+++ Collected material

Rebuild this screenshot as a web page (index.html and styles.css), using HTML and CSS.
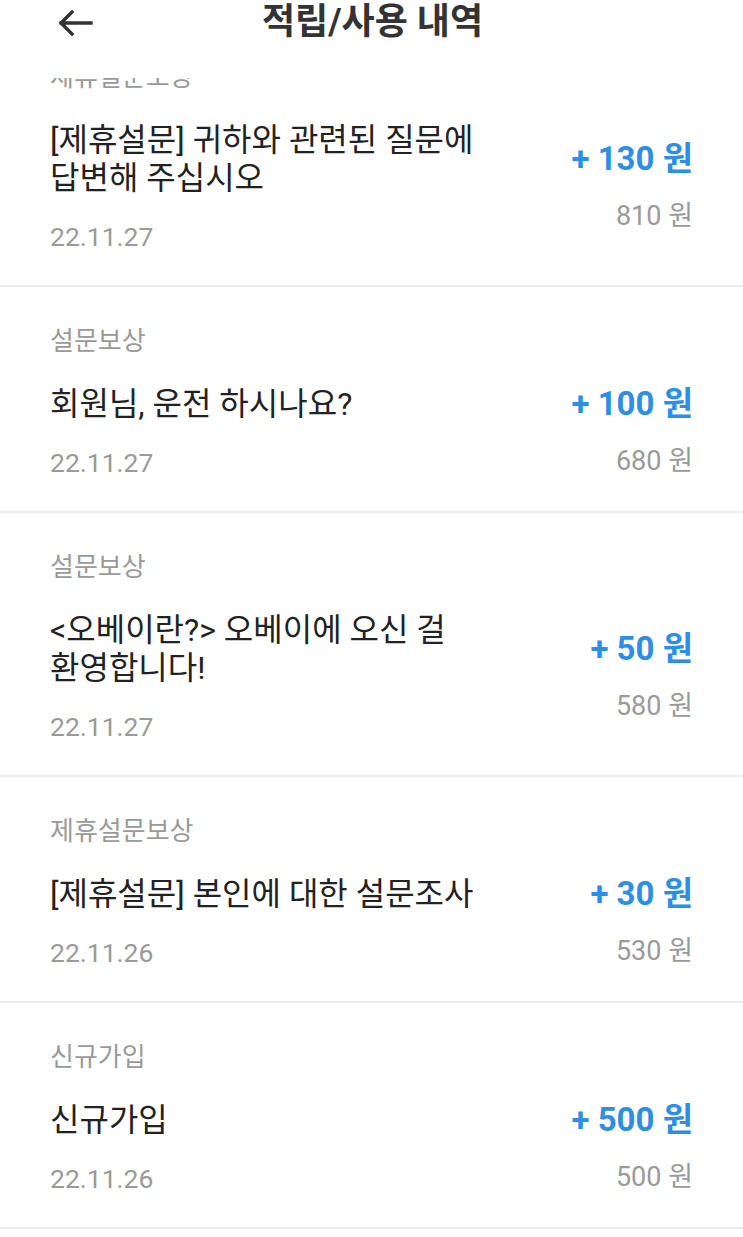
FILE: index.html
```html
<!DOCTYPE html>
<html lang="ko">
<head>
<meta charset="utf-8">
<title>적립/사용 내역</title>
<link rel="stylesheet" href="styles.css">
</head>
<body>
<header class="topbar">
  <span class="back" aria-label="뒤로">
    <svg width="36" height="26" viewBox="0 0 36 26"><path d="M34 13H4M15 2L4 13l11 11" fill="none" stroke="#333" stroke-width="3.4" stroke-linecap="square"/></svg>
  </span>
  <h1 class="title">적립/사용 내역</h1>
</header>
<main class="list">
  <div class="item">
    <div class="cat">제휴설문보상</div>
    <div class="left">
      <div class="name">[제휴설문] 귀하와 관련된 질문에 답변해 주십시오</div>
      <div class="date">22.11.27</div>
    </div>
    <div class="right">
      <div class="amount">+ 130 원</div>
      <div class="balance">810 원</div>
    </div>
  </div>
  <div class="item">
    <div class="cat">설문보상</div>
    <div class="left">
      <div class="name">회원님, 운전 하시나요?</div>
      <div class="date">22.11.27</div>
    </div>
    <div class="right">
      <div class="amount">+ 100 원</div>
      <div class="balance">680 원</div>
    </div>
  </div>
  <div class="item">
    <div class="cat">설문보상</div>
    <div class="left">
      <div class="name">&lt;오베이란?&gt; 오베이에 오신 걸 환영합니다!</div>
      <div class="date">22.11.27</div>
    </div>
    <div class="right">
      <div class="amount">+ 50 원</div>
      <div class="balance">580 원</div>
    </div>
  </div>
  <div class="item">
    <div class="cat">제휴설문보상</div>
    <div class="left">
      <div class="name">[제휴설문] 본인에 대한 설문조사</div>
      <div class="date">22.11.26</div>
    </div>
    <div class="right">
      <div class="amount">+ 30 원</div>
      <div class="balance">530 원</div>
    </div>
  </div>
  <div class="item">
    <div class="cat">신규가입</div>
    <div class="left">
      <div class="name">신규가입</div>
      <div class="date">22.11.26</div>
    </div>
    <div class="right">
      <div class="amount">+ 500 원</div>
      <div class="balance">500 원</div>
    </div>
  </div>
</main>
</body>
</html>
```
FILE: styles.css
```css
html, body {
  margin: 0;
  padding: 0;
  background: #ffffff;
}
body {
  font-family: Roboto, "Noto Sans CJK KR", "Noto Sans", sans-serif;
  color: #222222;
}
.topbar {
  position: fixed;
  top: 0;
  left: 0;
  right: 0;
  height: 78px;
  background: #ffffff;
  z-index: 2;
}
.back {
  position: absolute;
  left: 57px;
  top: 10px;
  display: block;
  line-height: 0;
}
.title {
  margin: 0;
  text-align: center;
  font-size: 36px;
  font-weight: 700;
  line-height: 44px;
  color: #333333;
  padding-left: 2px;
}
.list {
  padding-top: 23px;
}
.item {
  display: grid;
  grid-template-columns: 1fr auto;
  column-gap: 40px;
  padding: 37px 50px 31px 50px;
  border-bottom: 2px solid #ececec;
}
.cat {
  grid-column: 1 / span 2;
  font-size: 26px;
  line-height: 34px;
  color: #9a9a9a;
  margin-bottom: 27px;
}
.left {
  display: flex;
  flex-direction: column;
  max-width: 460px;
}
.name {
  font-size: 32px;
  line-height: 38px;
  color: #222222;
  word-break: keep-all;
}
.date {
  margin-top: 23px;
  font-size: 26.5px;
  line-height: 34px;
  color: #9a9a9a;
}
.right {
  align-self: center;
  display: flex;
  flex-direction: column;
  align-items: flex-end;
  margin-top: -2px;
}
.amount {
  font-size: 33px;
  line-height: 38px;
  font-weight: 700;
  color: #2e8ee6;
  white-space: nowrap;
}
.balance {
  margin-top: 21px;
  font-size: 27px;
  line-height: 34px;
  color: #9a9a9a;
  white-space: nowrap;
}
```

++++++

**Written problem**
Copy out every line of the material above exactly, skipping the pictures.

**Written answer**
Rebuild this screenshot as a web page (index.html and styles.css), using HTML and CSS.
FILE: index.html
```html
<!DOCTYPE html>
<html lang="ko">
<head>
<meta charset="utf-8">
<title>적립/사용 내역</title>
<link rel="stylesheet" href="styles.css">
</head>
<body>
<header class="topbar">
  <span class="back" aria-label="뒤로">
    <svg width="36" height="26" viewBox="0 0 36 26"><path d="M34 13H4M15 2L4 13l11 11" fill="none" stroke="#333" stroke-width="3.4" stroke-linecap="square"/></svg>
  </span>
  <h1 class="title">적립/사용 내역</h1>
</header>
<main class="list">
  <div class="item">
    <div class="cat">제휴설문보상</div>
    <div class="left">
      <div class="name">[제휴설문] 귀하와 관련된 질문에 답변해 주십시오</div>
      <div class="date">22.11.27</div>
    </div>
    <div class="right">
      <div class="amount">+ 130 원</div>
      <div class="balance">810 원</div>
    </div>
  </div>
  <div class="item">
    <div class="cat">설문보상</div>
    <div class="left">
      <div class="name">회원님, 운전 하시나요?</div>
      <div class="date">22.11.27</div>
    </div>
    <div class="right">
      <div class="amount">+ 100 원</div>
      <div class="balance">680 원</div>
    </div>
  </div>
  <div class="item">
    <div class="cat">설문보상</div>
    <div class="left">
      <div class="name">&lt;오베이란?&gt; 오베이에 오신 걸 환영합니다!</div>
      <div class="date">22.11.27</div>
    </div>
    <div class="right">
      <div class="amount">+ 50 원</div>
      <div class="balance">580 원</div>
    </div>
  </div>
  <div class="item">
    <div class="cat">제휴설문보상</div>
    <div class="left">
      <div class="name">[제휴설문] 본인에 대한 설문조사</div>
      <div class="date">22.11.26</div>
    </div>
    <div class="right">
      <div class="amount">+ 30 원</div>
      <div class="balance">530 원</div>
    </div>
  </div>
  <div class="item">
    <div class="cat">신규가입</div>
    <div class="left">
      <div class="name">신규가입</div>
      <div class="date">22.11.26</div>
    </div>
    <div class="right">
      <div class="amount">+ 500 원</div>
      <div class="balance">500 원</div>
    </div>
  </div>
</main>
</body>
</html>
```
FILE: styles.css
```css
html, body {
  margin: 0;
  padding: 0;
  background: #ffffff;
}
body {
  font-family: Roboto, "Noto Sans CJK KR", "Noto Sans", sans-serif;
  color: #222222;
}
.topbar {
  position: fixed;
  top: 0;
  left: 0;
  right: 0;
  height: 78px;
  background: #ffffff;
  z-index: 2;
}
.back {
  position: absolute;
  left: 57px;
  top: 10px;
  display: block;
  line-height: 0;
}
.title {
  margin: 0;
  text-align: center;
  font-size: 36px;
  font-weight: 700;
  line-height: 44px;
  color: #333333;
  padding-left: 2px;
}
.list {
  padding-top: 23px;
}
.item {
  display: grid;
  grid-template-columns: 1fr auto;
  column-gap: 40px;
  padding: 37px 50px 31px 50px;
  border-bottom: 2px solid #ececec;
}
.cat {
  grid-column: 1 / span 2;
  font-size: 26px;
  line-height: 34px;
  color: #9a9a9a;
  margin-bottom: 27px;
}
.left {
  display: flex;
  flex-direction: column;
  max-width: 460px;
}
.name {
  font-size: 32px;
  line-height: 38px;
  color: #222222;
  word-break: keep-all;
}
.date {
  margin-top: 23px;
  font-size: 26.5px;
  line-height: 34px;
  color: #9a9a9a;
}
.right {
  align-self: center;
  display: flex;
  flex-direction: column;
  align-items: flex-end;
  margin-top: -2px;
}
.amount {
  font-size: 33px;
  line-height: 38px;
  font-weight: 700;
  color: #2e8ee6;
  white-space: nowrap;
}
.balance {
  margin-top: 21px;
  font-size: 27px;
  line-height: 34px;
  color: #9a9a9a;
  white-space: nowrap;
}
```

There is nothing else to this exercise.